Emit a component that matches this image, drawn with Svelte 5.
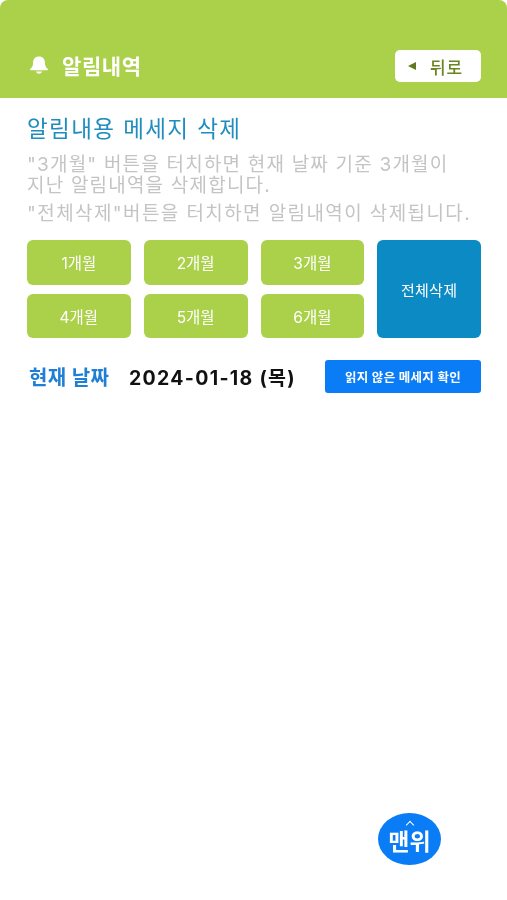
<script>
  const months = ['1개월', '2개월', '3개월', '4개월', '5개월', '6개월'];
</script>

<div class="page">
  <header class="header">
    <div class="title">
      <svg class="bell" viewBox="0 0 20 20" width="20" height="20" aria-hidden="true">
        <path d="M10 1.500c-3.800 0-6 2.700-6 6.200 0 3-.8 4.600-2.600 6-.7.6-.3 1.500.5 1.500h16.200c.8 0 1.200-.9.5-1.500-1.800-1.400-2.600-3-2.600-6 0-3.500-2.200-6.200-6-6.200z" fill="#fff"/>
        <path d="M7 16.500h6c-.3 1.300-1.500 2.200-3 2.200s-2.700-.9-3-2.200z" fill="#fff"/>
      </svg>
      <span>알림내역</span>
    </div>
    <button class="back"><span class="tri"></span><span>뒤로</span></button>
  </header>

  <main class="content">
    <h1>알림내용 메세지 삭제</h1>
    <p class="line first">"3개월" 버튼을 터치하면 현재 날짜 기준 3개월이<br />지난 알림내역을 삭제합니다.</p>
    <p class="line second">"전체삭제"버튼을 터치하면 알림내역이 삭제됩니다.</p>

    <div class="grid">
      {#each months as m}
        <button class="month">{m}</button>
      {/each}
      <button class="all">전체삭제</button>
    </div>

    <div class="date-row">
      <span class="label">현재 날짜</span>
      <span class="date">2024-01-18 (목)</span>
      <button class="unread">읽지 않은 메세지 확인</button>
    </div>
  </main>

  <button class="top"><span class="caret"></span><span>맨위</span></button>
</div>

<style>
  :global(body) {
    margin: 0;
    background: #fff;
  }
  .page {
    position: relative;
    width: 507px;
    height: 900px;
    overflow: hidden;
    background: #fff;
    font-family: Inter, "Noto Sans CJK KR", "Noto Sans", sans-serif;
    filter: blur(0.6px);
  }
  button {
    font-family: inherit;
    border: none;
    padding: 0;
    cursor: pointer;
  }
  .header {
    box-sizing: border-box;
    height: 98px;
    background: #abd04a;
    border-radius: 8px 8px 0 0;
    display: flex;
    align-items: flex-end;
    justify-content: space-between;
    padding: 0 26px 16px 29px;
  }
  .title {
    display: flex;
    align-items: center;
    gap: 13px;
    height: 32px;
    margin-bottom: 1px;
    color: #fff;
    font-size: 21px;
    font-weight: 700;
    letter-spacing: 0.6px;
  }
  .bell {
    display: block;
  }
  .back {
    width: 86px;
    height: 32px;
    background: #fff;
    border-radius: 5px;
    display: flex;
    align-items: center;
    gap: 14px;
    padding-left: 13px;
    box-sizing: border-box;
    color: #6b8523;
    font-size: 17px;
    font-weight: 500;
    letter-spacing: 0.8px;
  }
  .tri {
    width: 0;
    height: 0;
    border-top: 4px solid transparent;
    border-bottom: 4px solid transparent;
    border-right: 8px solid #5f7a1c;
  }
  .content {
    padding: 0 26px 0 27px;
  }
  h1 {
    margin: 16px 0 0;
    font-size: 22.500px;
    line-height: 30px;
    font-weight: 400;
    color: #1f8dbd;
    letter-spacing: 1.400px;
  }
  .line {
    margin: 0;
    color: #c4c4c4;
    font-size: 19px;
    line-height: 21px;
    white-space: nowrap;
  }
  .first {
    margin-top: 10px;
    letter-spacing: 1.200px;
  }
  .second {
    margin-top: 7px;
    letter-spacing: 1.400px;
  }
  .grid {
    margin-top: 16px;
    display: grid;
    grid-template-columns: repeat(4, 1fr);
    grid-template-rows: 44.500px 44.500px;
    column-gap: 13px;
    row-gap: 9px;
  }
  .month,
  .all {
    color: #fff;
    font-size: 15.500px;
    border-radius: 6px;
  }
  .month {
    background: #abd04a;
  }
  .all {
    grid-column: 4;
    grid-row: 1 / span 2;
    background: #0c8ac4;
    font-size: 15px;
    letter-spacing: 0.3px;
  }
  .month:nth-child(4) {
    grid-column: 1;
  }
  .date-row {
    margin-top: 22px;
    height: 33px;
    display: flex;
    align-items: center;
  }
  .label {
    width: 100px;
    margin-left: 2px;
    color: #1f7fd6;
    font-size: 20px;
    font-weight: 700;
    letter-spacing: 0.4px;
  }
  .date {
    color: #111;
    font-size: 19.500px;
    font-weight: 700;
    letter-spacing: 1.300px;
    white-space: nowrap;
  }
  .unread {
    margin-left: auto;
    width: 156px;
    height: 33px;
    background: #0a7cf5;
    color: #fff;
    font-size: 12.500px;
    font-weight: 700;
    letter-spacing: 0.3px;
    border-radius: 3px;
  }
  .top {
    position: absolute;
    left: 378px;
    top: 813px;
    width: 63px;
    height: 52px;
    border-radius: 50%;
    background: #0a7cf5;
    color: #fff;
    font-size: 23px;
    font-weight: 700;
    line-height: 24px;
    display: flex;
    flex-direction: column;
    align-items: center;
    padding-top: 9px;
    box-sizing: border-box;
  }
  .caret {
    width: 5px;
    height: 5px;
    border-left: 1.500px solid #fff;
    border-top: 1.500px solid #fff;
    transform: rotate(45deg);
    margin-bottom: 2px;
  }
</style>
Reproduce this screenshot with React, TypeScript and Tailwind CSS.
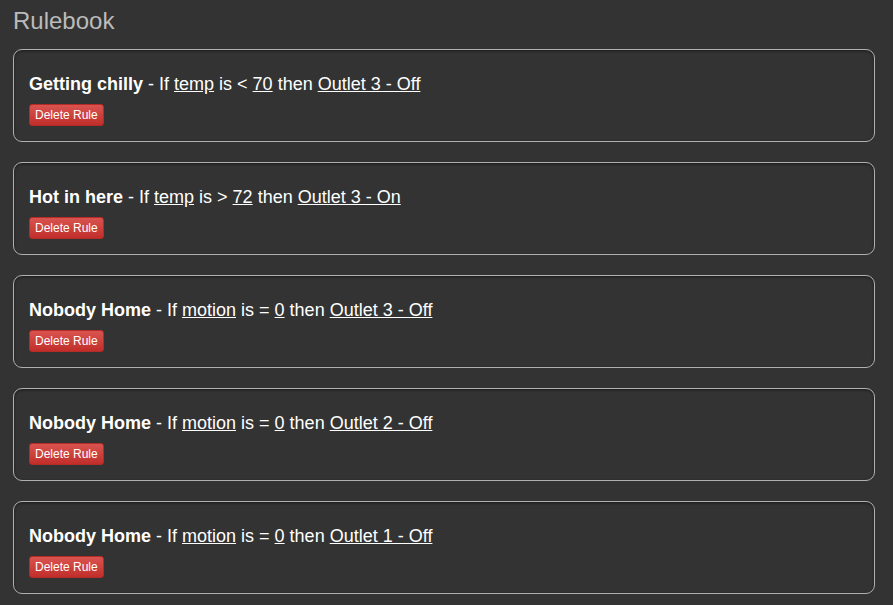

### [Set task]
Exclude the images, then output the data above word for word.

### [Completed task]
Emit a component that matches this image, drawn with Svelte 5.
<script>
  const months = ['1개월', '2개월', '3개월', '4개월', '5개월', '6개월'];
</script>

<div class="page">
  <header class="header">
    <div class="title">
      <svg class="bell" viewBox="0 0 20 20" width="20" height="20" aria-hidden="true">
        <path d="M10 1.500c-3.800 0-6 2.700-6 6.200 0 3-.8 4.600-2.600 6-.7.6-.3 1.500.5 1.500h16.200c.8 0 1.200-.9.5-1.500-1.800-1.400-2.600-3-2.600-6 0-3.500-2.200-6.200-6-6.200z" fill="#fff"/>
        <path d="M7 16.500h6c-.3 1.300-1.500 2.200-3 2.200s-2.700-.9-3-2.200z" fill="#fff"/>
      </svg>
      <span>알림내역</span>
    </div>
    <button class="back"><span class="tri"></span><span>뒤로</span></button>
  </header>

  <main class="content">
    <h1>알림내용 메세지 삭제</h1>
    <p class="line first">"3개월" 버튼을 터치하면 현재 날짜 기준 3개월이<br />지난 알림내역을 삭제합니다.</p>
    <p class="line second">"전체삭제"버튼을 터치하면 알림내역이 삭제됩니다.</p>

    <div class="grid">
      {#each months as m}
        <button class="month">{m}</button>
      {/each}
      <button class="all">전체삭제</button>
    </div>

    <div class="date-row">
      <span class="label">현재 날짜</span>
      <span class="date">2024-01-18 (목)</span>
      <button class="unread">읽지 않은 메세지 확인</button>
    </div>
  </main>

  <button class="top"><span class="caret"></span><span>맨위</span></button>
</div>

<style>
  :global(body) {
    margin: 0;
    background: #fff;
  }
  .page {
    position: relative;
    width: 507px;
    height: 900px;
    overflow: hidden;
    background: #fff;
    font-family: Inter, "Noto Sans CJK KR", "Noto Sans", sans-serif;
    filter: blur(0.6px);
  }
  button {
    font-family: inherit;
    border: none;
    padding: 0;
    cursor: pointer;
  }
  .header {
    box-sizing: border-box;
    height: 98px;
    background: #abd04a;
    border-radius: 8px 8px 0 0;
    display: flex;
    align-items: flex-end;
    justify-content: space-between;
    padding: 0 26px 16px 29px;
  }
  .title {
    display: flex;
    align-items: center;
    gap: 13px;
    height: 32px;
    margin-bottom: 1px;
    color: #fff;
    font-size: 21px;
    font-weight: 700;
    letter-spacing: 0.6px;
  }
  .bell {
    display: block;
  }
  .back {
    width: 86px;
    height: 32px;
    background: #fff;
    border-radius: 5px;
    display: flex;
    align-items: center;
    gap: 14px;
    padding-left: 13px;
    box-sizing: border-box;
    color: #6b8523;
    font-size: 17px;
    font-weight: 500;
    letter-spacing: 0.8px;
  }
  .tri {
    width: 0;
    height: 0;
    border-top: 4px solid transparent;
    border-bottom: 4px solid transparent;
    border-right: 8px solid #5f7a1c;
  }
  .content {
    padding: 0 26px 0 27px;
  }
  h1 {
    margin: 16px 0 0;
    font-size: 22.500px;
    line-height: 30px;
    font-weight: 400;
    color: #1f8dbd;
    letter-spacing: 1.400px;
  }
  .line {
    margin: 0;
    color: #c4c4c4;
    font-size: 19px;
    line-height: 21px;
    white-space: nowrap;
  }
  .first {
    margin-top: 10px;
    letter-spacing: 1.200px;
  }
  .second {
    margin-top: 7px;
    letter-spacing: 1.400px;
  }
  .grid {
    margin-top: 16px;
    display: grid;
    grid-template-columns: repeat(4, 1fr);
    grid-template-rows: 44.500px 44.500px;
    column-gap: 13px;
    row-gap: 9px;
  }
  .month,
  .all {
    color: #fff;
    font-size: 15.500px;
    border-radius: 6px;
  }
  .month {
    background: #abd04a;
  }
  .all {
    grid-column: 4;
    grid-row: 1 / span 2;
    background: #0c8ac4;
    font-size: 15px;
    letter-spacing: 0.3px;
  }
  .month:nth-child(4) {
    grid-column: 1;
  }
  .date-row {
    margin-top: 22px;
    height: 33px;
    display: flex;
    align-items: center;
  }
  .label {
    width: 100px;
    margin-left: 2px;
    color: #1f7fd6;
    font-size: 20px;
    font-weight: 700;
    letter-spacing: 0.4px;
  }
  .date {
    color: #111;
    font-size: 19.500px;
    font-weight: 700;
    letter-spacing: 1.300px;
    white-space: nowrap;
  }
  .unread {
    margin-left: auto;
    width: 156px;
    height: 33px;
    background: #0a7cf5;
    color: #fff;
    font-size: 12.500px;
    font-weight: 700;
    letter-spacing: 0.3px;
    border-radius: 3px;
  }
  .top {
    position: absolute;
    left: 378px;
    top: 813px;
    width: 63px;
    height: 52px;
    border-radius: 50%;
    background: #0a7cf5;
    color: #fff;
    font-size: 23px;
    font-weight: 700;
    line-height: 24px;
    display: flex;
    flex-direction: column;
    align-items: center;
    padding-top: 9px;
    box-sizing: border-box;
  }
  .caret {
    width: 5px;
    height: 5px;
    border-left: 1.500px solid #fff;
    border-top: 1.500px solid #fff;
    transform: rotate(45deg);
    margin-bottom: 2px;
  }
</style>
Reproduce this screenshot with React, TypeScript and Tailwind CSS.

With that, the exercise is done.